> _Exercise_
Quote, verbatim, all material below, without pictures.

> _Supplied data_

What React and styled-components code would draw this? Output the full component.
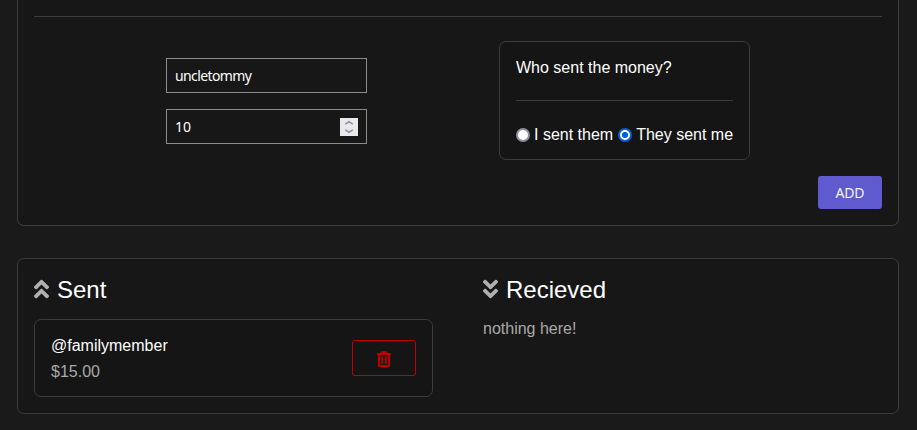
import React, { useState } from "react";
import styled, { createGlobalStyle } from "styled-components";
import { FaAngleDoubleUp, FaAngleDoubleDown } from "react-icons/fa";

const GlobalStyle = createGlobalStyle`
  *, *::before, *::after { box-sizing: border-box; }
  html, body { margin: 0; background: #1a1a1a; overflow: hidden; }
  body { font-family: "Liberation Sans", Arial, sans-serif; font-size: 16px; color: #fff; }
`;

const Page = styled.main`
  display: flex;
  flex-direction: column;
  gap: 32px;
  height: 430px;
  padding: 0 18px 0 17px;
  overflow: hidden;
`;

const Card = styled.section`
  flex: none;
  background: #171717;
  border: 1px solid #3c3c3c;
  border-radius: 7px;
  padding: 16px;
`;

const FormCard = styled(Card)`
  height: 226px;
  border-top: 0;
  border-top-left-radius: 0;
  border-top-right-radius: 0;
`;

const Rule = styled.hr`
  height: 1px;
  margin: 0;
  border: 0;
  background: #3c3c3c;
`;

const FormRow = styled.div`
  display: flex;
  gap: 132px;
  height: 119px;
  margin: 24px 0 16px;
  padding-left: 132px;
`;

const Fields = styled.div`
  display: flex;
  flex-direction: column;
  justify-content: flex-start;
  gap: 16px;
  width: 201px;
  padding-top: 17px;
`;

const Field = styled.label`
  display: flex;
  align-items: center;
  height: 35px;
  padding: 0 8px;
  border: 1px solid #8c8c8c;
`;

const Input = styled.input`
  flex: 1;
  min-width: 0;
  height: 20px;
  padding: 0;
  border: 0;
  outline: 0;
  background: transparent;
  color: #fff;
  font: 14px/20px "Noto Sans", sans-serif;
  letter-spacing: ${(p) => p.$tracking || "0"};
`;

const Spinner = styled.span`
  display: flex;
  flex: none;
  width: 18px;
  height: 18px;
  background: #e9e9ed;
`;

const Choice = styled.div`
  width: 251px;
  background: #151515;
  border: 1px solid #3c3c3c;
  border-radius: 7px;
  padding: 16px;
`;

const Question = styled.p`
  margin: 0 0 23px;
  line-height: 19px;
`;

const Options = styled.div`
  display: flex;
  align-items: center;
  margin-top: 24px;
  height: 19px;
  white-space: nowrap;
`;

const Option = styled.label`
  display: flex;
  align-items: center;
  gap: 4px;
  margin-right: 5px;
  line-height: 19px;
`;

const Radio = styled.input`
  appearance: none;
  flex: none;
  width: 14px;
  height: 14px;
  margin: 1px 0 0;
  border: 2px solid #8f8f9d;
  border-radius: 50%;
  background: #fff;

  &:checked {
    border-color: #0061e0;
    background: radial-gradient(circle, #0061e0 0 2.7px, #fff 3.4px);
  }
`;

const Actions = styled.div`
  display: flex;
  justify-content: flex-end;
`;

const AddButton = styled.button`
  width: 64px;
  height: 33px;
  padding: 1px 0 0;
  border: 0;
  border-radius: 3px;
  background: #5f5acd;
  color: #f4f4fb;
  font: 14px/20px "Noto Sans", sans-serif;
  letter-spacing: -0.2px;
`;

const Ledger = styled(Card)`
  display: grid;
  grid-template-columns: 399px 399px;
  column-gap: 50px;
  height: 156px;
`;

const Heading = styled.h2`
  display: flex;
  align-items: center;
  gap: 8px;
  height: 28px;
  margin: 0 0 16px;
  font-size: 24px;
  font-weight: 400;
  line-height: 28px;

  svg {
    flex: none;
    width: 15px;
    color: #b0b0b0;
  }

  span { padding-top: 2px; }
`;

const Entry = styled.article`
  display: flex;
  align-items: center;
  justify-content: space-between;
  height: 78px;
  padding: 0 16px;
  border: 1px solid #3c3c3c;
  border-radius: 7px;
  background: #151515;
`;

const Person = styled.div`
  padding-top: 2px;
  line-height: 18px;
`;

const Muted = styled.p`
  margin: ${(p) => p.$top || "0"} 0 0;
  color: #a9a9a9;
  line-height: 18px;
`;

const DeleteButton = styled.button`
  display: flex;
  align-items: center;
  justify-content: center;
  width: 64px;
  height: 36px;
  padding: 2px 0 0;
  border: 1px solid #c00000;
  border-radius: 3px;
  background: transparent;
  color: #c00000;
`;

function TrashIcon() {
  return (
    <svg width="14" height="16" viewBox="0 0 14 16" fill="currentColor">
      <path d="M0 2h3.6L4.6.5Q5 0 5.6 0h2.8q.6 0 1 .5L10.400 2H14v2h-1v10.500q0 1.500-1.500 1.500h-9Q1 16 1 14.500V4H0zM3 4v10h8V4z" fillRule="evenodd" />
      <path d="M4.300 5.200h1.800v7.800H4.300zM7.900 5.200h1.800v7.800H7.900z" />
    </svg>
  );
}

export default function App() {
  const [name, setName] = useState("uncletommy");
  const [amount, setAmount] = useState("10");
  const [sender, setSender] = useState("them");

  return (
    <>
      <GlobalStyle />
      <Page>
        <FormCard>
          <Rule />
          <FormRow>
            <Fields>
              <Field>
                <Input $tracking="-0.6px" value={name} onChange={(e) => setName(e.target.value)} />
              </Field>
              <Field>
                <Input value={amount} inputMode="numeric" onChange={(e) => setAmount(e.target.value)} />
                <Spinner>
                  <svg width="18" height="18" viewBox="0 0 18 18" fill="none" stroke="#8f8f9d" strokeWidth="1.5">
                    <path d="M5.700 6.500V6L9 3.600 12.300 6v.5M5.700 11.500v.5L9 14.400l3.300-2.400v-.5" />
                  </svg>
                </Spinner>
              </Field>
            </Fields>
            <Choice>
              <Question>Who sent the money?</Question>
              <Rule />
              <Options>
                <Option>
                  <Radio type="radio" name="sender" checked={sender === "me"} onChange={() => setSender("me")} />
                  I sent them
                </Option>
                <Option>
                  <Radio type="radio" name="sender" checked={sender === "them"} onChange={() => setSender("them")} />
                  They sent me
                </Option>
              </Options>
            </Choice>
          </FormRow>
          <Actions>
            <AddButton>ADD</AddButton>
          </Actions>
        </FormCard>
        <Ledger>
          <div>
            <Heading><FaAngleDoubleUp /><span>Sent</span></Heading>
            <Entry>
              <Person>
                @familymember
                <Muted $top="8px">$15.00</Muted>
              </Person>
              <DeleteButton aria-label="Delete"><TrashIcon /></DeleteButton>
            </Entry>
          </div>
          <div>
            <Heading><FaAngleDoubleDown /><span>Recieved</span></Heading>
            <Muted $top="17px">nothing here!</Muted>
          </div>
        </Ledger>
      </Page>
    </>
  );
}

> _Task output_
What React and styled-components code would draw this? Output the full component.
import React, { useState } from "react";
import styled, { createGlobalStyle } from "styled-components";
import { FaAngleDoubleUp, FaAngleDoubleDown } from "react-icons/fa";

const GlobalStyle = createGlobalStyle`
  *, *::before, *::after { box-sizing: border-box; }
  html, body { margin: 0; background: #1a1a1a; overflow: hidden; }
  body { font-family: "Liberation Sans", Arial, sans-serif; font-size: 16px; color: #fff; }
`;

const Page = styled.main`
  display: flex;
  flex-direction: column;
  gap: 32px;
  height: 430px;
  padding: 0 18px 0 17px;
  overflow: hidden;
`;

const Card = styled.section`
  flex: none;
  background: #171717;
  border: 1px solid #3c3c3c;
  border-radius: 7px;
  padding: 16px;
`;

const FormCard = styled(Card)`
  height: 226px;
  border-top: 0;
  border-top-left-radius: 0;
  border-top-right-radius: 0;
`;

const Rule = styled.hr`
  height: 1px;
  margin: 0;
  border: 0;
  background: #3c3c3c;
`;

const FormRow = styled.div`
  display: flex;
  gap: 132px;
  height: 119px;
  margin: 24px 0 16px;
  padding-left: 132px;
`;

const Fields = styled.div`
  display: flex;
  flex-direction: column;
  justify-content: flex-start;
  gap: 16px;
  width: 201px;
  padding-top: 17px;
`;

const Field = styled.label`
  display: flex;
  align-items: center;
  height: 35px;
  padding: 0 8px;
  border: 1px solid #8c8c8c;
`;

const Input = styled.input`
  flex: 1;
  min-width: 0;
  height: 20px;
  padding: 0;
  border: 0;
  outline: 0;
  background: transparent;
  color: #fff;
  font: 14px/20px "Noto Sans", sans-serif;
  letter-spacing: ${(p) => p.$tracking || "0"};
`;

const Spinner = styled.span`
  display: flex;
  flex: none;
  width: 18px;
  height: 18px;
  background: #e9e9ed;
`;

const Choice = styled.div`
  width: 251px;
  background: #151515;
  border: 1px solid #3c3c3c;
  border-radius: 7px;
  padding: 16px;
`;

const Question = styled.p`
  margin: 0 0 23px;
  line-height: 19px;
`;

const Options = styled.div`
  display: flex;
  align-items: center;
  margin-top: 24px;
  height: 19px;
  white-space: nowrap;
`;

const Option = styled.label`
  display: flex;
  align-items: center;
  gap: 4px;
  margin-right: 5px;
  line-height: 19px;
`;

const Radio = styled.input`
  appearance: none;
  flex: none;
  width: 14px;
  height: 14px;
  margin: 1px 0 0;
  border: 2px solid #8f8f9d;
  border-radius: 50%;
  background: #fff;

  &:checked {
    border-color: #0061e0;
    background: radial-gradient(circle, #0061e0 0 2.7px, #fff 3.4px);
  }
`;

const Actions = styled.div`
  display: flex;
  justify-content: flex-end;
`;

const AddButton = styled.button`
  width: 64px;
  height: 33px;
  padding: 1px 0 0;
  border: 0;
  border-radius: 3px;
  background: #5f5acd;
  color: #f4f4fb;
  font: 14px/20px "Noto Sans", sans-serif;
  letter-spacing: -0.2px;
`;

const Ledger = styled(Card)`
  display: grid;
  grid-template-columns: 399px 399px;
  column-gap: 50px;
  height: 156px;
`;

const Heading = styled.h2`
  display: flex;
  align-items: center;
  gap: 8px;
  height: 28px;
  margin: 0 0 16px;
  font-size: 24px;
  font-weight: 400;
  line-height: 28px;

  svg {
    flex: none;
    width: 15px;
    color: #b0b0b0;
  }

  span { padding-top: 2px; }
`;

const Entry = styled.article`
  display: flex;
  align-items: center;
  justify-content: space-between;
  height: 78px;
  padding: 0 16px;
  border: 1px solid #3c3c3c;
  border-radius: 7px;
  background: #151515;
`;

const Person = styled.div`
  padding-top: 2px;
  line-height: 18px;
`;

const Muted = styled.p`
  margin: ${(p) => p.$top || "0"} 0 0;
  color: #a9a9a9;
  line-height: 18px;
`;

const DeleteButton = styled.button`
  display: flex;
  align-items: center;
  justify-content: center;
  width: 64px;
  height: 36px;
  padding: 2px 0 0;
  border: 1px solid #c00000;
  border-radius: 3px;
  background: transparent;
  color: #c00000;
`;

function TrashIcon() {
  return (
    <svg width="14" height="16" viewBox="0 0 14 16" fill="currentColor">
      <path d="M0 2h3.6L4.6.5Q5 0 5.6 0h2.8q.6 0 1 .5L10.400 2H14v2h-1v10.500q0 1.500-1.500 1.500h-9Q1 16 1 14.500V4H0zM3 4v10h8V4z" fillRule="evenodd" />
      <path d="M4.300 5.200h1.800v7.800H4.300zM7.900 5.200h1.800v7.800H7.900z" />
    </svg>
  );
}

export default function App() {
  const [name, setName] = useState("uncletommy");
  const [amount, setAmount] = useState("10");
  const [sender, setSender] = useState("them");

  return (
    <>
      <GlobalStyle />
      <Page>
        <FormCard>
          <Rule />
          <FormRow>
            <Fields>
              <Field>
                <Input $tracking="-0.6px" value={name} onChange={(e) => setName(e.target.value)} />
              </Field>
              <Field>
                <Input value={amount} inputMode="numeric" onChange={(e) => setAmount(e.target.value)} />
                <Spinner>
                  <svg width="18" height="18" viewBox="0 0 18 18" fill="none" stroke="#8f8f9d" strokeWidth="1.5">
                    <path d="M5.700 6.500V6L9 3.600 12.300 6v.5M5.700 11.500v.5L9 14.400l3.300-2.400v-.5" />
                  </svg>
                </Spinner>
              </Field>
            </Fields>
            <Choice>
              <Question>Who sent the money?</Question>
              <Rule />
              <Options>
                <Option>
                  <Radio type="radio" name="sender" checked={sender === "me"} onChange={() => setSender("me")} />
                  I sent them
                </Option>
                <Option>
                  <Radio type="radio" name="sender" checked={sender === "them"} onChange={() => setSender("them")} />
                  They sent me
                </Option>
              </Options>
            </Choice>
          </FormRow>
          <Actions>
            <AddButton>ADD</AddButton>
          </Actions>
        </FormCard>
        <Ledger>
          <div>
            <Heading><FaAngleDoubleUp /><span>Sent</span></Heading>
            <Entry>
              <Person>
                @familymember
                <Muted $top="8px">$15.00</Muted>
              </Person>
              <DeleteButton aria-label="Delete"><TrashIcon /></DeleteButton>
            </Entry>
          </div>
          <div>
            <Heading><FaAngleDoubleDown /><span>Recieved</span></Heading>
            <Muted $top="17px">nothing here!</Muted>
          </div>
        </Ledger>
      </Page>
    </>
  );
}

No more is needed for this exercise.